_Exercise directions_
Data follows below. Repeat exactly the lines between the line holding "Give me the" and the line holding "import React from", inclusive, and nothing more; drop pictures.

_Records supplied_
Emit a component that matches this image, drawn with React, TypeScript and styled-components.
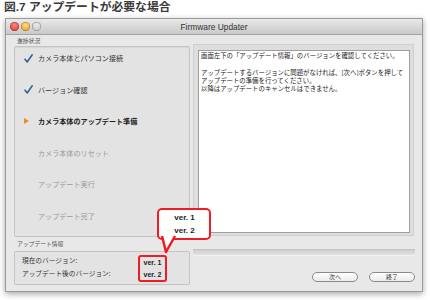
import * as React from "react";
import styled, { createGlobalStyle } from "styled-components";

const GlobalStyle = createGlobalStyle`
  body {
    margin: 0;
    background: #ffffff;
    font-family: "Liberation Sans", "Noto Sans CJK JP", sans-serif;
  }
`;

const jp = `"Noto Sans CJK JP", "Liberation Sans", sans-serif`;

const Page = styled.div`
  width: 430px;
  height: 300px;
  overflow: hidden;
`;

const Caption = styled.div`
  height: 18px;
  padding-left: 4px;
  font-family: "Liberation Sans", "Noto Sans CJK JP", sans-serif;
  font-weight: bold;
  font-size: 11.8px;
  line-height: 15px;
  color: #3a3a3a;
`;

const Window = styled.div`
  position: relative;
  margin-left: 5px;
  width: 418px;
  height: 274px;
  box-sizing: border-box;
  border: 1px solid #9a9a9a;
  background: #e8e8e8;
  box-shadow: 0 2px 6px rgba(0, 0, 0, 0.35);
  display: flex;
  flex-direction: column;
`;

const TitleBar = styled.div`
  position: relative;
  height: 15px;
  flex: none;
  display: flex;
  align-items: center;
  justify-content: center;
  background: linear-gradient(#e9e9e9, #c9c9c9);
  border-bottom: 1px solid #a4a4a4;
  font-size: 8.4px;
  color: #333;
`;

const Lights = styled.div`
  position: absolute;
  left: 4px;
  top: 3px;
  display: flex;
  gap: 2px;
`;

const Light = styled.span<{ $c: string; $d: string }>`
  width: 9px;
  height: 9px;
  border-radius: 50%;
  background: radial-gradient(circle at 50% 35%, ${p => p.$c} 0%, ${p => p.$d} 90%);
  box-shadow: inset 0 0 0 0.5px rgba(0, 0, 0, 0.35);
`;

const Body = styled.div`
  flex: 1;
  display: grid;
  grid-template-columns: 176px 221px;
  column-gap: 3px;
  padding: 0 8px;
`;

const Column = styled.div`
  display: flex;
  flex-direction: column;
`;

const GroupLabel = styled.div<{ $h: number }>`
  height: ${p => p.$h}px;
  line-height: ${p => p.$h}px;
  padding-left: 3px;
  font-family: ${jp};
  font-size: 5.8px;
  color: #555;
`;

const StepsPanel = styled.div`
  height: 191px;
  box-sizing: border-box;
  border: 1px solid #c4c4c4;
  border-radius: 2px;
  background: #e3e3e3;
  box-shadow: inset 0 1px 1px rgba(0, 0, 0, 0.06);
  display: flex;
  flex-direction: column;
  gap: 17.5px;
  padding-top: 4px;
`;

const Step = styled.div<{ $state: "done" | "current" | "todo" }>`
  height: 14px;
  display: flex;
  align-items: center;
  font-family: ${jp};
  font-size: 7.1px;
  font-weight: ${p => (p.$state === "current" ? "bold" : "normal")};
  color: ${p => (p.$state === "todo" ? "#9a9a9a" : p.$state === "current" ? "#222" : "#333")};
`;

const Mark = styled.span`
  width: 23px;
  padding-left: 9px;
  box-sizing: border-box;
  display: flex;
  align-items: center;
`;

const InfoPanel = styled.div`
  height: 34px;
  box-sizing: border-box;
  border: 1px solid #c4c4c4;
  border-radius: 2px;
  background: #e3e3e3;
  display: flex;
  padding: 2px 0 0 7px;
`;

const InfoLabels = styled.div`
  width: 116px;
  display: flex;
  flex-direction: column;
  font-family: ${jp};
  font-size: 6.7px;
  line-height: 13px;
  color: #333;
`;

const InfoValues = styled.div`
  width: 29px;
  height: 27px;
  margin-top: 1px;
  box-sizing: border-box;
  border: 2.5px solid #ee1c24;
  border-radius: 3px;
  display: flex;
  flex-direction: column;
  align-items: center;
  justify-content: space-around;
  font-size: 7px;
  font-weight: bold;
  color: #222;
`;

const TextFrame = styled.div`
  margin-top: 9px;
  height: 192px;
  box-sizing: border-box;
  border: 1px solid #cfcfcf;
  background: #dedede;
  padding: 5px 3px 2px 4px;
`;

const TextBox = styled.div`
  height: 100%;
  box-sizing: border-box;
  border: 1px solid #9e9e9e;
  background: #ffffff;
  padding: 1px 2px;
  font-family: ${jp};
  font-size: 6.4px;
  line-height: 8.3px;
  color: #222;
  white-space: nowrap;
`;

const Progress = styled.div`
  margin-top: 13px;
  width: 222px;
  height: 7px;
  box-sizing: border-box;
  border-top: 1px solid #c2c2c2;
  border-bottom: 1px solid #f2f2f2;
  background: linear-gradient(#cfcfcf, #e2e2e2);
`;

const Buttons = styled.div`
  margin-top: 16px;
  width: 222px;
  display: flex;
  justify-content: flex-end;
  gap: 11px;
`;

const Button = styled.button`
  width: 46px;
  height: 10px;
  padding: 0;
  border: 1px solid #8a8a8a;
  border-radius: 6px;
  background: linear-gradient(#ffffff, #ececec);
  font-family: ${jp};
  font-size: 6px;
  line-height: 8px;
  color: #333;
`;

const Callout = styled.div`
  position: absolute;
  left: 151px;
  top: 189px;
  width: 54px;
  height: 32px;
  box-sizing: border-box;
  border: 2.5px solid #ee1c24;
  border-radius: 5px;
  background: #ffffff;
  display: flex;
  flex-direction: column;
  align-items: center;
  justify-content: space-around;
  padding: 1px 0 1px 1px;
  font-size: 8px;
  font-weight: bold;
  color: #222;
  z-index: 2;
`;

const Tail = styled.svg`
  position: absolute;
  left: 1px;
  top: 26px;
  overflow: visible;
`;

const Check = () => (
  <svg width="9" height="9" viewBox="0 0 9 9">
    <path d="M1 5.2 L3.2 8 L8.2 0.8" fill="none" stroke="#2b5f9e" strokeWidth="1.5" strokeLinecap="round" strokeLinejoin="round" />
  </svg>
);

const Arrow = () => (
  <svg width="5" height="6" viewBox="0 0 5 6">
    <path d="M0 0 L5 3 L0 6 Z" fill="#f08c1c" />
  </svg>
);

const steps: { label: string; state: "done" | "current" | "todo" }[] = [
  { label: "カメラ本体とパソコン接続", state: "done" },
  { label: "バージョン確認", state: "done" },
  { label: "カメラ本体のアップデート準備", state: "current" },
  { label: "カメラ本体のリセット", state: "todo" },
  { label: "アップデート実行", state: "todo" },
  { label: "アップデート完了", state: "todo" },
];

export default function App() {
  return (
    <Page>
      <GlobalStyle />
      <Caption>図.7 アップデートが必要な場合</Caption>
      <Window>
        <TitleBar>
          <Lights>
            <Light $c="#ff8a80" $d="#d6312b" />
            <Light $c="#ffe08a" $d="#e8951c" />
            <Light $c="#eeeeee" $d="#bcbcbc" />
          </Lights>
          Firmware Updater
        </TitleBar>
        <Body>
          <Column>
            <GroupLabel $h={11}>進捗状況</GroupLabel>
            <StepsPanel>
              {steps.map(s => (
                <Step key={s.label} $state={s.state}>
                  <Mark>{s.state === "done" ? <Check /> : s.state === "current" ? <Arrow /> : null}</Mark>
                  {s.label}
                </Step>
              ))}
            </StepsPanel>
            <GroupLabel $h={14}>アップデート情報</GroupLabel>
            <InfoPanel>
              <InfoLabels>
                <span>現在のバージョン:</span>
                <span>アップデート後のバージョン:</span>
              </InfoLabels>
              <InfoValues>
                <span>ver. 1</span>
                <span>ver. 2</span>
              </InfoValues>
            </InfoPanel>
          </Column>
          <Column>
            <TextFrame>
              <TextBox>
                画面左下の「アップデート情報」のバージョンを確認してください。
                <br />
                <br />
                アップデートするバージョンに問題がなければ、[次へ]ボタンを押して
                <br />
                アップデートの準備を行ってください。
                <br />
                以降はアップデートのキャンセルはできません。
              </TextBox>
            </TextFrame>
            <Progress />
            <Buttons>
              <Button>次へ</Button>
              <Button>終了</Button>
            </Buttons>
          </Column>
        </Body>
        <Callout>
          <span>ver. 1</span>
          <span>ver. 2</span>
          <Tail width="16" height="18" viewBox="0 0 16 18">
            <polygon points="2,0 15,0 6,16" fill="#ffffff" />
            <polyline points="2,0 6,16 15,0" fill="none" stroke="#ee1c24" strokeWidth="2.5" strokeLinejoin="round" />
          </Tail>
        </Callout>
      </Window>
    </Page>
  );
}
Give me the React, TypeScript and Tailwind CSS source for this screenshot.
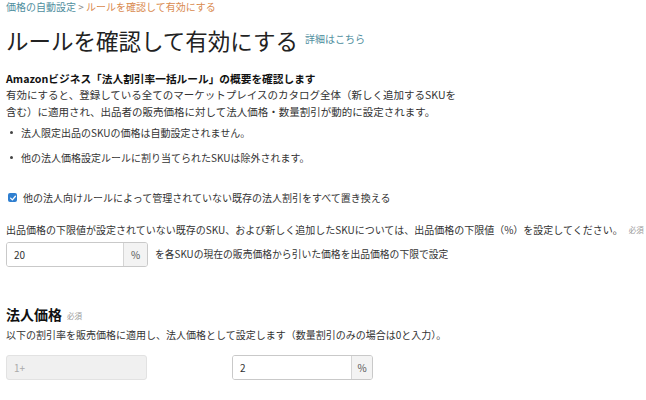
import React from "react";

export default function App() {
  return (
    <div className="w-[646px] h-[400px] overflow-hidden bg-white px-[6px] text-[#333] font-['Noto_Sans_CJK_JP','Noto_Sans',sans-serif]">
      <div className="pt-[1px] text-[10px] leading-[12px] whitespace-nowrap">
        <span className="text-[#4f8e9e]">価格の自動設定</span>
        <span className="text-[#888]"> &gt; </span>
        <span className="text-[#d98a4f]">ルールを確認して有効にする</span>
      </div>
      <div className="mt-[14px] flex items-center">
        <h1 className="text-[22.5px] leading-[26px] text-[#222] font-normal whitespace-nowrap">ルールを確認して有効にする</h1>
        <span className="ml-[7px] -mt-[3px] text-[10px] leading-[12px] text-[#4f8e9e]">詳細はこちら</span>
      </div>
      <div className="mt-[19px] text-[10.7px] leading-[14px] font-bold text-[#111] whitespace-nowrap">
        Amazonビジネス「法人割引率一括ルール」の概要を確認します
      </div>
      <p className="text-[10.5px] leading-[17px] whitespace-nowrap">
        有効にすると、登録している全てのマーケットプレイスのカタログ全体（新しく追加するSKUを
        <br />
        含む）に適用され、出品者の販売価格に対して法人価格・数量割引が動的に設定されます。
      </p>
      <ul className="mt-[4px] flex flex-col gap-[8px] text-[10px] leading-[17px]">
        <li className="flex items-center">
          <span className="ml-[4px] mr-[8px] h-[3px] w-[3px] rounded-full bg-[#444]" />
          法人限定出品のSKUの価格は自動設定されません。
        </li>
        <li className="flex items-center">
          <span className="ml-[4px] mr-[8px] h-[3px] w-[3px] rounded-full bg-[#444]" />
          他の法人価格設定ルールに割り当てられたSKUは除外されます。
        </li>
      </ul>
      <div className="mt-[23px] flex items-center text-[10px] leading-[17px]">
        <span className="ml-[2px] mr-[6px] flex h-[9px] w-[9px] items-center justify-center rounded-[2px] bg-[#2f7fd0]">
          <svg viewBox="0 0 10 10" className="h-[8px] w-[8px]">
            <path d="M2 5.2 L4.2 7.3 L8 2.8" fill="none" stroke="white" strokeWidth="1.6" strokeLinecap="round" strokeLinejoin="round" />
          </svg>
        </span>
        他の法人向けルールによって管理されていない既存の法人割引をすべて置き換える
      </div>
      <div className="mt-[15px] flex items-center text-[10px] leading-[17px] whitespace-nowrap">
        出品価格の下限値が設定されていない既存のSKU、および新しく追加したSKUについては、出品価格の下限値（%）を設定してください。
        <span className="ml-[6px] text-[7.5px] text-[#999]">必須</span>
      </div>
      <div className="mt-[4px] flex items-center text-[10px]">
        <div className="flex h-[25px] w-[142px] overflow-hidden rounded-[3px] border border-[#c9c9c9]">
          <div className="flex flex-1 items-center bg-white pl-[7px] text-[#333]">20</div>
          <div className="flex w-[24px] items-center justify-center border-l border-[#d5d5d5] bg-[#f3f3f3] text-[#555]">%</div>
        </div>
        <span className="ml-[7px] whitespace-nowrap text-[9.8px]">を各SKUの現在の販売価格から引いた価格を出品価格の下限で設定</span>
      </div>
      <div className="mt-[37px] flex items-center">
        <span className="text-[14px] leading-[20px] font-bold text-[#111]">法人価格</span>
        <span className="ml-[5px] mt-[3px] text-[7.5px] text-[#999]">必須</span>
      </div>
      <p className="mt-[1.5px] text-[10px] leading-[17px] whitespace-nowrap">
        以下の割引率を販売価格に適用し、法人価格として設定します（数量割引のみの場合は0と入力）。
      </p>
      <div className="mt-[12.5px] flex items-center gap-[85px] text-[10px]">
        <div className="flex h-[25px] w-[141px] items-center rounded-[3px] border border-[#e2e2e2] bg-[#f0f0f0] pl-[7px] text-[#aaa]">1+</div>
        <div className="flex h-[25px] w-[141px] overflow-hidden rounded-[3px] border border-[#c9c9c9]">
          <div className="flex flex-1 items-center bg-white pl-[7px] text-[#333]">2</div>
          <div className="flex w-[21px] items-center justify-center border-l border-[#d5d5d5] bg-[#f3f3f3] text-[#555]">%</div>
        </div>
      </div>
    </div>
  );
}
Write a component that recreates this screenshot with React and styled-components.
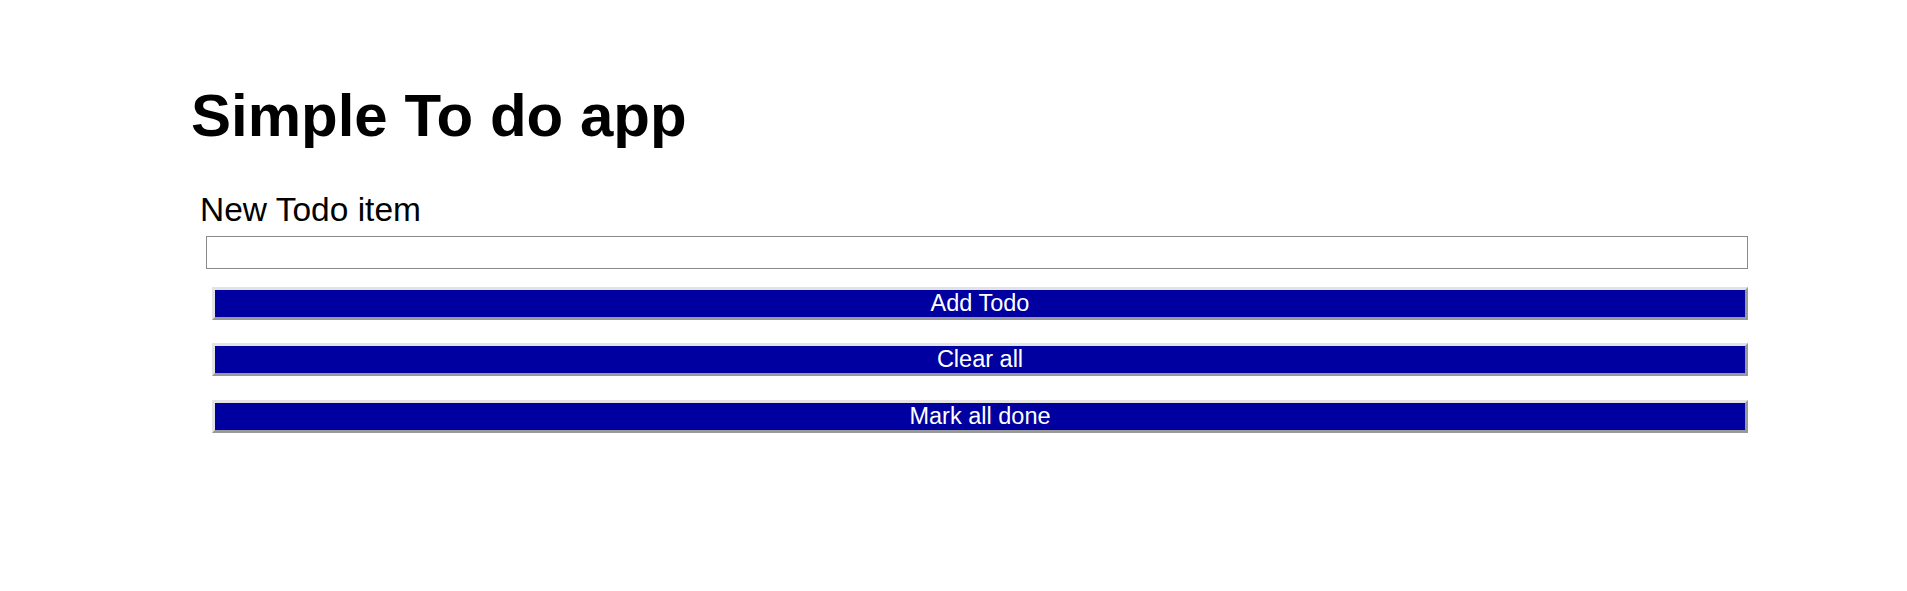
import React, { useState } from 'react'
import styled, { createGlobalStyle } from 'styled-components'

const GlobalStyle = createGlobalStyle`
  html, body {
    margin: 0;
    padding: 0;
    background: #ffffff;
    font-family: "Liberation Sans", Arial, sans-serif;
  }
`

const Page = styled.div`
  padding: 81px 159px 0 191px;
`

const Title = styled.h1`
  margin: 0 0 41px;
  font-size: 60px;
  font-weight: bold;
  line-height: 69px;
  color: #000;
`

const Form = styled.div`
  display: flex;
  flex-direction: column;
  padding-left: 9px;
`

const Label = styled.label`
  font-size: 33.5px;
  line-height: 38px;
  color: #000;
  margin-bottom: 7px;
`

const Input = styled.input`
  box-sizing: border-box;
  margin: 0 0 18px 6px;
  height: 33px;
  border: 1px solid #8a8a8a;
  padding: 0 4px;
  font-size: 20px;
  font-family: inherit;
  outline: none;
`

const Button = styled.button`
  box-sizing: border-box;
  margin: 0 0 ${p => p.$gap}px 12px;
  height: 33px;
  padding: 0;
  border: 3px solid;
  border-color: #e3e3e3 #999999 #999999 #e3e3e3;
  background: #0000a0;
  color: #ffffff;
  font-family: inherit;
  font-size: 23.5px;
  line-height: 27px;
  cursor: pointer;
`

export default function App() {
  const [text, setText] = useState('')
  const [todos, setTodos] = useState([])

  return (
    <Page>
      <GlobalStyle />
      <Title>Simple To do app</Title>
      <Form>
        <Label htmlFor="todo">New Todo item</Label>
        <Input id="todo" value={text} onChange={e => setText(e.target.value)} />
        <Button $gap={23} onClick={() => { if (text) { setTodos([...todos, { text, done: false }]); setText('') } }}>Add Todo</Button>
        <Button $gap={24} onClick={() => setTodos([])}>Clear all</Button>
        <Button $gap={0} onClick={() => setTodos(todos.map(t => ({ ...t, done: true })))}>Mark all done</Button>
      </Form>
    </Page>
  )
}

_In response_
Give me the React, TypeScript and Tailwind CSS source for this screenshot.
import React from "react";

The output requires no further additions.